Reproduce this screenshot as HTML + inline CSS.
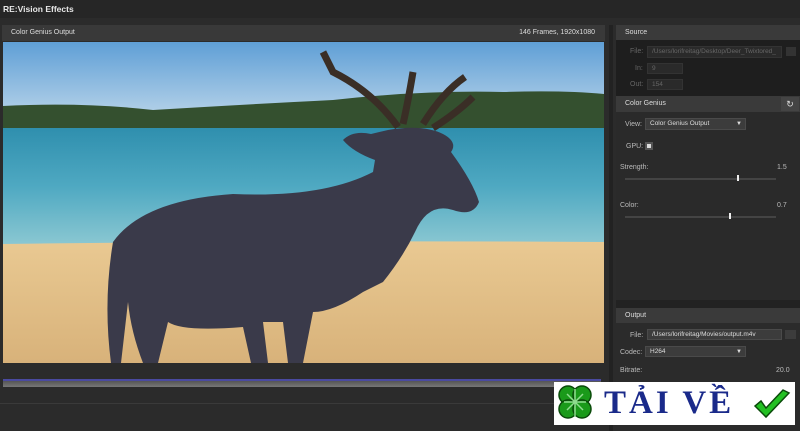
<!DOCTYPE html><html><head><style>
*{margin:0;padding:0;box-sizing:border-box}
body{width:800px;height:431px;background:#2b2b2b;font-family:"Liberation Sans",sans-serif;position:relative;overflow:hidden;color:#ccc;font-size:7px}
.a{position:absolute}
.hdr{background:#3a3a3a;color:#ddd;font-size:7px;padding-left:9px;line-height:15px}
.fld{background:#3c3c3c;border:1px solid #4a4a4a;color:#ddd;font-size:6.5px;line-height:10px;padding-left:4px}
.lbl{color:#bbb;font-size:7px}
</style></head><body>
<div class="a" style="left:0;top:0;width:800px;height:18px;background:#262626"></div>
<div class="a" style="left:3px;top:4px;font-weight:bold;font-size:8.5px;color:#e8e8e8">RE:Vision Effects</div>
<div class="a hdr" style="left:2px;top:25px;width:603px;height:16px;background:#393939">Color Genius Output<span style="float:right;padding-right:10px">146 Frames, 1920x1080</span></div>
<svg class="a" style="left:3px;top:42px" width="601" height="321" viewBox="0 0 601 321">
<defs><linearGradient id="s" x1="0" y1="0" x2="0" y2="1"><stop offset="0" stop-color="#5f9fd6"/><stop offset="1" stop-color="#bcd6ea"/></linearGradient>
<linearGradient id="w" x1="0" y1="0" x2="0" y2="1"><stop offset="0" stop-color="#2f8fae"/><stop offset="0.5" stop-color="#4fa9c2"/><stop offset="1" stop-color="#8cc8d2"/></linearGradient>
<linearGradient id="d" x1="0" y1="0" x2="0" y2="1"><stop offset="0" stop-color="#e9c992"/><stop offset="1" stop-color="#d8b27a"/></linearGradient></defs>
<rect width="601" height="80" fill="url(#s)"/>
<path d="M0 64 Q80 60 150 68 Q250 62 330 58 Q420 48 500 50 Q560 48 601 52 L601 88 L0 88Z" fill="#34502f"/>
<rect y="86" width="601" height="118" fill="url(#w)"/>
<path d="M0 202 Q300 198 601 200 L601 321 L0 321Z" fill="url(#d)"/>
<path d="M110 200 Q140 158 230 152 Q320 156 370 130 L372 118 Q350 110 340 98 Q350 88 368 92 L385 88 Q420 82 440 92 Q455 100 448 110 Q470 140 476 160 Q470 175 450 168 Q425 160 412 190 Q400 215 380 240 L360 250 Q330 270 310 270 L300 321 L285 321 L280 280 L260 280 L265 321 L248 321 L240 285 Q180 290 165 280 L155 321 L140 321 Q128 290 125 260 L118 321 L108 321 Q100 260 110 200Z" fill="#3a3a4a"/>
<path d="M395 85 Q370 50 330 30 L320 10 M400 82 Q405 60 410 30 M420 82 Q440 50 462 35 M430 86 Q455 70 470 55" stroke="#3a2e26" stroke-width="7" fill="none"/>
</svg>
<div class="a" style="left:3px;top:379px;width:598px;height:8px;background:linear-gradient(#555,#777);border-top:2px solid #4a4aa0"></div>
<div class="a" style="left:0;top:403px;width:600px;height:1px;background:#3a3a3a"></div>
<div class="a" style="left:609px;top:25px;width:4px;height:406px;background:#222"></div>
<div class="a hdr" style="left:616px;top:25px;width:184px;height:15px">Source</div>
<div class="a" style="left:616px;top:40px;width:184px;height:56px;background:#1e1e1e"></div>
<div class="a lbl" style="left:630px;top:48px;color:#666">File:</div>
<div class="a fld" style="left:647px;top:46px;width:135px;height:12px;background:#2a2a2a;border-color:#333;color:#666">/Users/lorifreitag/Desktop/Deer_Twixtored_</div>
<div class="a" style="left:786px;top:47px;width:10px;height:9px;background:#333"></div>
<div class="a lbl" style="left:635px;top:65px;color:#666">In:</div>
<div class="a fld" style="left:647px;top:63px;width:36px;height:11px;background:#2a2a2a;border-color:#333;color:#666">9</div>
<div class="a lbl" style="left:630px;top:81px;color:#666">Out:</div>
<div class="a fld" style="left:647px;top:79px;width:36px;height:11px;background:#2a2a2a;border-color:#333;color:#666">154</div>
<div class="a hdr" style="left:616px;top:96px;width:184px;height:16px">Color Genius</div>
<div class="a" style="left:781px;top:97px;width:18px;height:14px;background:#444;color:#ddd;font-size:9px;text-align:center;line-height:14px">↻</div>
<div class="a" style="left:616px;top:112px;width:184px;height:196px;background:#2a2a2a"></div>
<div class="a lbl" style="left:625px;top:121px">View:</div>
<div class="a fld" style="left:645px;top:118px;width:101px;height:12px">Color Genius Output<span style="float:right;padding-right:3px;font-size:6px">▼</span></div>
<div class="a lbl" style="left:626px;top:143px">GPU:</div>
<div class="a" style="left:645px;top:142px;width:8px;height:8px;background:#ddd;border:2px solid #555"></div>
<div class="a lbl" style="left:620px;top:164px">Strength:</div><div class="a lbl" style="left:777px;top:164px">1.5</div>
<div class="a" style="left:625px;top:178px;width:151px;height:2px;background:#444"></div>
<div class="a" style="left:737px;top:175px;width:2px;height:6px;background:#eee"></div>
<div class="a lbl" style="left:620px;top:202px">Color:</div><div class="a lbl" style="left:777px;top:202px">0.7</div>
<div class="a" style="left:625px;top:216px;width:151px;height:2px;background:#444"></div>
<div class="a" style="left:729px;top:213px;width:2px;height:6px;background:#eee"></div>
<div class="a" style="left:616px;top:300px;width:184px;height:8px;background:#222"></div>
<div class="a hdr" style="left:616px;top:308px;width:184px;height:15px">Output</div>
<div class="a lbl" style="left:630px;top:332px">File:</div>
<div class="a fld" style="left:647px;top:329px;width:135px;height:11px">/Users/lorifreitag/Movies/output.m4v</div>
<div class="a" style="left:785px;top:330px;width:11px;height:9px;background:#3c3c3c"></div>
<div class="a lbl" style="left:620px;top:349px">Codec:</div>
<div class="a fld" style="left:645px;top:346px;width:101px;height:11px">H264<span style="float:right;padding-right:3px;font-size:6px">▼</span></div>
<div class="a lbl" style="left:620px;top:367px">Bitrate:</div><div class="a lbl" style="left:776px;top:367px">20.0</div>
<div class="a" style="left:554px;top:382px;width:241px;height:43px;background:#fff"></div>
<svg class="a" style="left:556px;top:383px" width="38" height="40" viewBox="0 0 38 40"><g fill="#1a9a1a" stroke="#0a4a0a" stroke-width="1.5"><circle cx="12" cy="12" r="9"/><circle cx="26" cy="12" r="9"/><circle cx="12" cy="26" r="9"/><circle cx="26" cy="26" r="9"/></g><path d="M19 6V34M8 19H30M11 11L27 27M27 11L11 27" stroke="#8fdc8f" stroke-width="1.5"/></svg>
<div class="a" style="left:604px;top:382px;font-family:'Liberation Serif',serif;font-weight:bold;font-size:33px;letter-spacing:3px;color:#1a2a8a;line-height:43px">TẢI VỀ</div>
<svg class="a" style="left:752px;top:388px" width="40" height="34" viewBox="0 0 40 34"><path d="M3 18L14 29L37 5L31 2L14 20L9 13Z" fill="#22c022" stroke="#0a4a0a" stroke-width="1.5"/></svg>
</body></html>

*Work required*
Reproduce every line of the material precisely, omitting its pictures.

*Exercise output*
Reproduce this screenshot as HTML + inline CSS.
<!DOCTYPE html><html><head><style>
*{margin:0;padding:0;box-sizing:border-box}
body{width:800px;height:431px;background:#2b2b2b;font-family:"Liberation Sans",sans-serif;position:relative;overflow:hidden;color:#ccc;font-size:7px}
.a{position:absolute}
.hdr{background:#3a3a3a;color:#ddd;font-size:7px;padding-left:9px;line-height:15px}
.fld{background:#3c3c3c;border:1px solid #4a4a4a;color:#ddd;font-size:6.5px;line-height:10px;padding-left:4px}
.lbl{color:#bbb;font-size:7px}
</style></head><body>
<div class="a" style="left:0;top:0;width:800px;height:18px;background:#262626"></div>
<div class="a" style="left:3px;top:4px;font-weight:bold;font-size:8.5px;color:#e8e8e8">RE:Vision Effects</div>
<div class="a hdr" style="left:2px;top:25px;width:603px;height:16px;background:#393939">Color Genius Output<span style="float:right;padding-right:10px">146 Frames, 1920x1080</span></div>
<svg class="a" style="left:3px;top:42px" width="601" height="321" viewBox="0 0 601 321">
<defs><linearGradient id="s" x1="0" y1="0" x2="0" y2="1"><stop offset="0" stop-color="#5f9fd6"/><stop offset="1" stop-color="#bcd6ea"/></linearGradient>
<linearGradient id="w" x1="0" y1="0" x2="0" y2="1"><stop offset="0" stop-color="#2f8fae"/><stop offset="0.5" stop-color="#4fa9c2"/><stop offset="1" stop-color="#8cc8d2"/></linearGradient>
<linearGradient id="d" x1="0" y1="0" x2="0" y2="1"><stop offset="0" stop-color="#e9c992"/><stop offset="1" stop-color="#d8b27a"/></linearGradient></defs>
<rect width="601" height="80" fill="url(#s)"/>
<path d="M0 64 Q80 60 150 68 Q250 62 330 58 Q420 48 500 50 Q560 48 601 52 L601 88 L0 88Z" fill="#34502f"/>
<rect y="86" width="601" height="118" fill="url(#w)"/>
<path d="M0 202 Q300 198 601 200 L601 321 L0 321Z" fill="url(#d)"/>
<path d="M110 200 Q140 158 230 152 Q320 156 370 130 L372 118 Q350 110 340 98 Q350 88 368 92 L385 88 Q420 82 440 92 Q455 100 448 110 Q470 140 476 160 Q470 175 450 168 Q425 160 412 190 Q400 215 380 240 L360 250 Q330 270 310 270 L300 321 L285 321 L280 280 L260 280 L265 321 L248 321 L240 285 Q180 290 165 280 L155 321 L140 321 Q128 290 125 260 L118 321 L108 321 Q100 260 110 200Z" fill="#3a3a4a"/>
<path d="M395 85 Q370 50 330 30 L320 10 M400 82 Q405 60 410 30 M420 82 Q440 50 462 35 M430 86 Q455 70 470 55" stroke="#3a2e26" stroke-width="7" fill="none"/>
</svg>
<div class="a" style="left:3px;top:379px;width:598px;height:8px;background:linear-gradient(#555,#777);border-top:2px solid #4a4aa0"></div>
<div class="a" style="left:0;top:403px;width:600px;height:1px;background:#3a3a3a"></div>
<div class="a" style="left:609px;top:25px;width:4px;height:406px;background:#222"></div>
<div class="a hdr" style="left:616px;top:25px;width:184px;height:15px">Source</div>
<div class="a" style="left:616px;top:40px;width:184px;height:56px;background:#1e1e1e"></div>
<div class="a lbl" style="left:630px;top:48px;color:#666">File:</div>
<div class="a fld" style="left:647px;top:46px;width:135px;height:12px;background:#2a2a2a;border-color:#333;color:#666">/Users/lorifreitag/Desktop/Deer_Twixtored_</div>
<div class="a" style="left:786px;top:47px;width:10px;height:9px;background:#333"></div>
<div class="a lbl" style="left:635px;top:65px;color:#666">In:</div>
<div class="a fld" style="left:647px;top:63px;width:36px;height:11px;background:#2a2a2a;border-color:#333;color:#666">9</div>
<div class="a lbl" style="left:630px;top:81px;color:#666">Out:</div>
<div class="a fld" style="left:647px;top:79px;width:36px;height:11px;background:#2a2a2a;border-color:#333;color:#666">154</div>
<div class="a hdr" style="left:616px;top:96px;width:184px;height:16px">Color Genius</div>
<div class="a" style="left:781px;top:97px;width:18px;height:14px;background:#444;color:#ddd;font-size:9px;text-align:center;line-height:14px">↻</div>
<div class="a" style="left:616px;top:112px;width:184px;height:196px;background:#2a2a2a"></div>
<div class="a lbl" style="left:625px;top:121px">View:</div>
<div class="a fld" style="left:645px;top:118px;width:101px;height:12px">Color Genius Output<span style="float:right;padding-right:3px;font-size:6px">▼</span></div>
<div class="a lbl" style="left:626px;top:143px">GPU:</div>
<div class="a" style="left:645px;top:142px;width:8px;height:8px;background:#ddd;border:2px solid #555"></div>
<div class="a lbl" style="left:620px;top:164px">Strength:</div><div class="a lbl" style="left:777px;top:164px">1.5</div>
<div class="a" style="left:625px;top:178px;width:151px;height:2px;background:#444"></div>
<div class="a" style="left:737px;top:175px;width:2px;height:6px;background:#eee"></div>
<div class="a lbl" style="left:620px;top:202px">Color:</div><div class="a lbl" style="left:777px;top:202px">0.7</div>
<div class="a" style="left:625px;top:216px;width:151px;height:2px;background:#444"></div>
<div class="a" style="left:729px;top:213px;width:2px;height:6px;background:#eee"></div>
<div class="a" style="left:616px;top:300px;width:184px;height:8px;background:#222"></div>
<div class="a hdr" style="left:616px;top:308px;width:184px;height:15px">Output</div>
<div class="a lbl" style="left:630px;top:332px">File:</div>
<div class="a fld" style="left:647px;top:329px;width:135px;height:11px">/Users/lorifreitag/Movies/output.m4v</div>
<div class="a" style="left:785px;top:330px;width:11px;height:9px;background:#3c3c3c"></div>
<div class="a lbl" style="left:620px;top:349px">Codec:</div>
<div class="a fld" style="left:645px;top:346px;width:101px;height:11px">H264<span style="float:right;padding-right:3px;font-size:6px">▼</span></div>
<div class="a lbl" style="left:620px;top:367px">Bitrate:</div><div class="a lbl" style="left:776px;top:367px">20.0</div>
<div class="a" style="left:554px;top:382px;width:241px;height:43px;background:#fff"></div>
<svg class="a" style="left:556px;top:383px" width="38" height="40" viewBox="0 0 38 40"><g fill="#1a9a1a" stroke="#0a4a0a" stroke-width="1.5"><circle cx="12" cy="12" r="9"/><circle cx="26" cy="12" r="9"/><circle cx="12" cy="26" r="9"/><circle cx="26" cy="26" r="9"/></g><path d="M19 6V34M8 19H30M11 11L27 27M27 11L11 27" stroke="#8fdc8f" stroke-width="1.5"/></svg>
<div class="a" style="left:604px;top:382px;font-family:'Liberation Serif',serif;font-weight:bold;font-size:33px;letter-spacing:3px;color:#1a2a8a;line-height:43px">TẢI VỀ</div>
<svg class="a" style="left:752px;top:388px" width="40" height="34" viewBox="0 0 40 34"><path d="M3 18L14 29L37 5L31 2L14 20L9 13Z" fill="#22c022" stroke="#0a4a0a" stroke-width="1.5"/></svg>
</body></html>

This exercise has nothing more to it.